The larger law firms are prepping for “hybrid billing”, a mix of fixed or flat fees for AI-driven work regardless of the time spent and hourly billing for more complex legal advice.
“The introduction of AI-powered legal research tools has not yet changed the way the firm bills clients. But we can clearly see we’re headed in that direction,” said Suchorita Mookerjee, chief technology officer at MZM Legal. This Mumbai- and Delhi-based law firm, which has expertise in white collar crime cases, saw a 25% drop in research efforts, though it had to increase quality checks.

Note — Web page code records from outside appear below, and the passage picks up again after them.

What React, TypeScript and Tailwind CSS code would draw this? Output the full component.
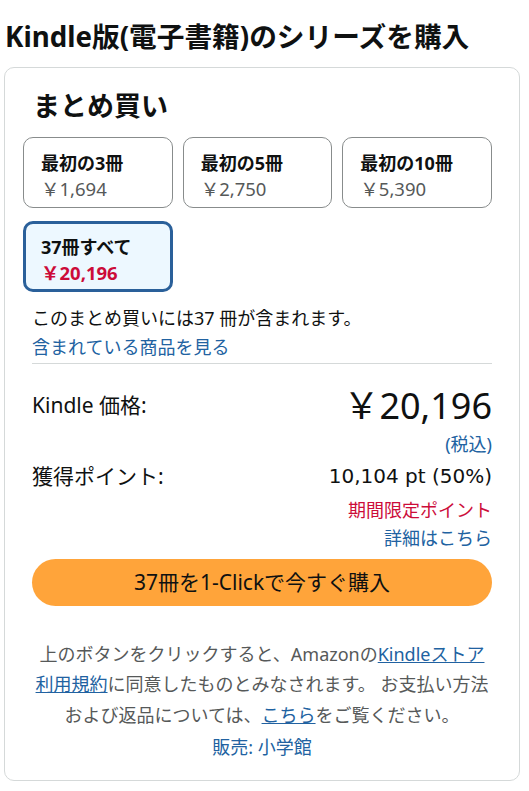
import React from "react";

type Bundle = {
  label: string;
  price: string;
  selected?: boolean;
};

const bundles: Bundle[] = [
  { label: "最初の3冊", price: "￥1,694" },
  { label: "最初の5冊", price: "￥2,750" },
  { label: "最初の10冊", price: "￥5,390" },
  { label: "37冊すべて", price: "￥20,196", selected: true }
];

function BundleTile({ bundle }: { bundle: Bundle }) {
  if (bundle.selected) {
    return (
      <button className="h-[71px] rounded-[10px] border-[3px] border-[#2a609a] bg-[#edf8ff] pl-[15px] pt-[6px] text-left">
        <p className="text-[18px] font-bold leading-[26px] text-[#0f1111]">{bundle.label}</p>
        <p className="text-[18.5px] font-bold leading-[26px] text-[#cc0c39]">{bundle.price}</p>
      </button>
    );
  }
  return (
    <button className="h-[71px] rounded-[10px] border border-[#888c8c] bg-white pl-[17px] pt-[7px] text-left">
      <p className="text-[18px] font-bold leading-[26px] text-[#0f1111]">{bundle.label}</p>
      <p className="text-[18.5px] leading-[26px] text-[#565959]">{bundle.price}</p>
    </button>
  );
}

export default function App() {
  return (
    <div className="min-h-[791px] w-[529px] bg-white text-[#0f1111] [font-family:'Noto_Sans','Noto_Sans_CJK_JP',sans-serif]">
      <h1 className="pl-[5px] pt-[19px] text-[27.7px] font-bold leading-[34px]">
        Kindle版(電子書籍)のシリーズを購入
      </h1>

      <div className="ml-[4px] mt-[14px] w-[516px] rounded-[10px] border border-[#d5d9d9] px-[27px] pb-[17px] pt-[21px]">
        <h2 className="pl-[1px] text-[27px] font-bold leading-[34px]">まとめ買い</h2>

        <div className="-ml-[9px] mt-[14px] grid grid-cols-3 gap-x-[10px] gap-y-[13px]">
          {bundles.map((b) => (
            <BundleTile key={b.label} bundle={b} />
          ))}
        </div>

        <p className="mt-[12px] text-[18px] leading-[29px]">このまとめ買いには37 冊が含まれます。</p>
        <a className="block text-[18px] leading-[29px] text-[#2162a1]">含まれている商品を見る</a>
        <div className="mt-[1px] h-px bg-[#d5d9d9]" />

        <div className="mt-[20px] flex items-start justify-between">
          <span className="mt-[7px] text-[21px] leading-[29px]">Kindle 価格:</span>
          <span className="text-[36px] leading-[44px]">￥20,196</span>
        </div>
        <p className="mt-[2px] text-right text-[18px] leading-[29px] text-[#2162a1]">(税込)</p>

        <div className="mt-[3px] flex items-start justify-between">
          <span className="text-[21px] leading-[29px]">獲得ポイント:</span>
          <span className="text-[20px] leading-[29px] [font-family:'DejaVu_Sans','Noto_Sans_CJK_JP',sans-serif]">
            10,104 pt (50%)
          </span>
        </div>
        <p className="mt-[5px] text-right text-[18px] leading-[28px] text-[#cc0c39]">期間限定ポイント</p>
        <p className="text-right text-[18px] leading-[29px] text-[#2162a1]">詳細はこちら</p>

        <button className="mt-[6px] flex h-[47px] w-full items-center justify-center rounded-full bg-[#ffa43a] text-[21px] text-[#0f1111]">
          37冊を1-Clickで今すぐ購入
        </button>

        <p className="mt-[33px] text-center text-[18px] leading-[30.4px] text-[#565959]">
          上のボタンをクリックすると、Amazonの
          <a className="text-[#2162a1] underline">
            Kindleストア
            <br />
            利用規約
          </a>
          に同意したものとみなされます。 お支払い方法
          <br />
          および返品については、<a className="text-[#2162a1] underline">こちら</a>をご覧ください。
        </p>
        <p className="mt-[2px] text-center text-[18px] leading-[30.4px] text-[#2162a1]">販売: 小学館</p>
      </div>
    </div>
  );
}
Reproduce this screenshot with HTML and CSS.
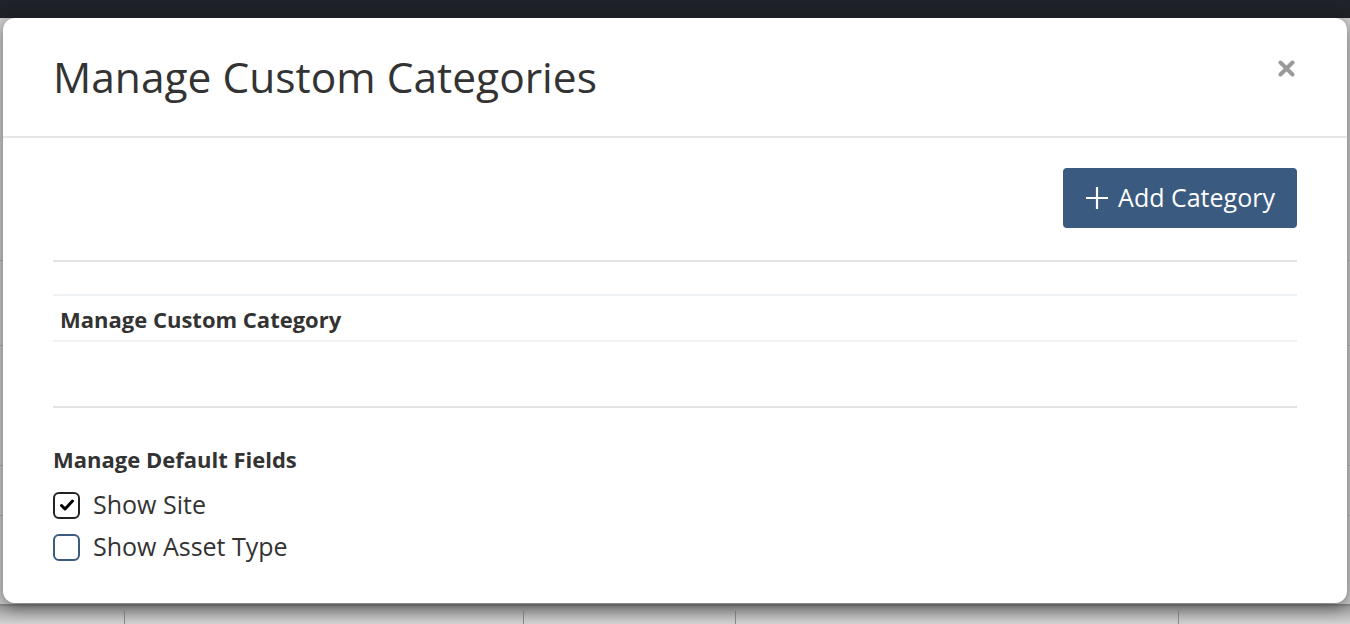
FILE: index.html
```html
<!DOCTYPE html>
<html>
<head>
<meta charset="utf-8">
<link rel="stylesheet" href="styles.css">
</head>
<body>
<div class="page">
  <div class="navbar"></div>
  <div class="backdrop">
    <div class="bg-row r1"></div>
    <div class="bg-row r2"></div>
    <div class="bg-row r3"></div>
    <div class="bg-row r4"></div>
    <div class="bg-bottom">
      <span class="col c1"></span>
      <span class="col c2"></span>
      <span class="col c3"></span>
      <span class="col c4"></span>
    </div>
  </div>
</div>

<div class="modal">
  <div class="modal-header">
    <h2 class="modal-title">Manage Custom Categories</h2>
    <button class="close" aria-label="Close">
      <svg width="17" height="17" viewBox="0 0 17 17"><path d="M2.5 2.5 L14.5 14.5 M14.5 2.5 L2.5 14.5" stroke="#9a9a9a" stroke-width="4" stroke-linecap="round"/></svg>
    </button>
  </div>
  <div class="modal-body">
    <div class="toolbar">
      <button class="btn-primary">
        <svg class="plus" width="24" height="24" viewBox="0 0 24 24"><path d="M12 1 V23 M1 12 H23" stroke="#fff" stroke-width="2.2"/></svg>
        <span>Add Category</span>
      </button>
    </div>
    <div class="divider"></div>
    <table class="cat-table">
      <thead>
        <tr><th>Manage Custom Category</th></tr>
      </thead>
    </table>
    <div class="divider second"></div>
    <h4 class="section-title">Manage Default Fields</h4>
    <label class="check">
      <span class="box checked">
        <svg width="18" height="18" viewBox="0 0 18 18"><path d="M3.5 9.5 L7 13 L14.5 5" fill="none" stroke="#000" stroke-width="3" stroke-linecap="round" stroke-linejoin="round"/></svg>
      </span>
      <span>Show Site</span>
    </label>
    <label class="check">
      <span class="box"></span>
      <span>Show Asset Type</span>
    </label>
  </div>
</div>
</body>
</html>
```

FILE: styles.css
```css
html, body {
  margin: 0;
  padding: 0;
}
body {
  width: 1350px;
  height: 624px;
  overflow: hidden;
  font-family: "Open Sans", "Noto Sans", sans-serif;
  color: #333;
  background: #d6d6d6;
  position: relative;
}
.page {
  display: flex;
  flex-direction: column;
  height: 624px;
}
.navbar {
  height: 18px;
  background: #1f2329;
  flex: none;
}
.backdrop {
  flex: 1;
  position: relative;
  background: #d0d0d0;
}
.bg-row {
  position: absolute;
  left: 0;
  right: 0;
  height: 1px;
  background: #b8b8b8;
}
.r1 { top: 242px; }
.r2 { top: 327px; }
.r3 { top: 447px; }
.r4 { top: 497px; }
.bg-bottom {
  position: absolute;
  left: 0;
  right: 0;
  top: 586px;
  height: 20px;
  border-top: 2px solid #8e8e8e;
  background: linear-gradient(#a0a0a0, #d8d8d8);
}
.col {
  position: absolute;
  top: 5px;
  bottom: 0;
  width: 1px;
  background: #8a8a8a;
}
.c1 { left: 124px; }
.c2 { left: 523px; }
.c3 { left: 735px; }
.c4 { left: 1178px; }

.modal {
  position: absolute;
  left: 3px;
  top: 18px;
  width: 1344px;
  height: 585px;
  background: #fff;
  border-radius: 12px;
  box-shadow: 0 4px 16px rgba(0, 0, 0, 0.5);
  box-sizing: border-box;
}
.modal-header {
  height: 118px;
  border-bottom: 2px solid #e6e6e6;
  display: flex;
  align-items: center;
  justify-content: space-between;
  padding: 0 50px 0 50px;
}
.modal-title {
  margin: 0;
  font-size: 42.5px;
  font-weight: 400;
  color: #333;
  letter-spacing: 0;
  margin-bottom: 2px;
}
.close {
  border: 0;
  background: none;
  padding: 0;
  width: 17px;
  height: 17px;
  margin-right: 2px;
  margin-bottom: 18px;
  display: block;
}
.close svg { display: block; }

.modal-body {
  padding: 30px 50px 0 50px;
}
.toolbar {
  display: flex;
  justify-content: flex-end;
}
.btn-primary {
  height: 60px;
  width: 234px;
  background: #3a5a80;
  border: 0;
  border-radius: 4px;
  color: #fff;
  font-family: "Open Sans", "Noto Sans", sans-serif;
  font-size: 25px;
  display: flex;
  align-items: center;
  justify-content: center;
  gap: 9px;
  padding: 0 0 2px 0;
}
.plus { display: block; flex: none; margin-top: 2px; }
.divider {
  height: 2px;
  background: #e3e3e3;
  margin-top: 32px;
}
.cat-table {
  width: 100%;
  border-collapse: collapse;
  margin-top: 32px;
}
.cat-table th {
  text-align: left;
  font-size: 22px;
  font-weight: 700;
  color: #333;
  height: 42px;
  padding: 2px 0 0 7px;
  border-top: 2px solid #eef2f5;
  border-bottom: 2px solid #eef2f5;
}
.divider.second {
  margin-top: 64px;
}
.section-title {
  margin: 35px 0 0 0;
  font-size: 22px;
  font-weight: 700;
  color: #333;
  line-height: 32px;
}
.check {
  display: flex;
  align-items: center;
  gap: 13px;
  font-size: 25px;
  color: #333;
  height: 42px;
}
.check:first-of-type { margin-top: 8px; }
.box {
  width: 27px;
  height: 27px;
  box-sizing: border-box;
  border: 2px solid #3a5a80;
  border-radius: 6px;
  display: flex;
  align-items: center;
  justify-content: center;
  flex: none;
  background: #fff;
  margin-top: 2px;
}
.box.checked {
  border-color: #222;
}
.box svg { display: block; }
```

According to a Mumbai-based senior partner at one of the top three law firms, clients have started asking them how much of the work is done by AI. “We have to disclose the quality and the quantity of work done by our in-house AI tool,” said the partner who did not wish to be named. “The billing is getting decided only after that. In case a law firm chooses not to come forth, there is always a risk that the client may find out from its own checks and balances.”Open to using AISmaller law firms, especially those that work on a fixed fee, were among the first to try out new AI tools. “We have not reached a stage where cost-efficiency through AI can be passed on to clients,” said a partner at a Mumbai-based boutique firm. “Small-to-medium-sized law firms bleed on fixed fee mandates, and the legal AI research tool can operate to save the leakage by minimizing it.”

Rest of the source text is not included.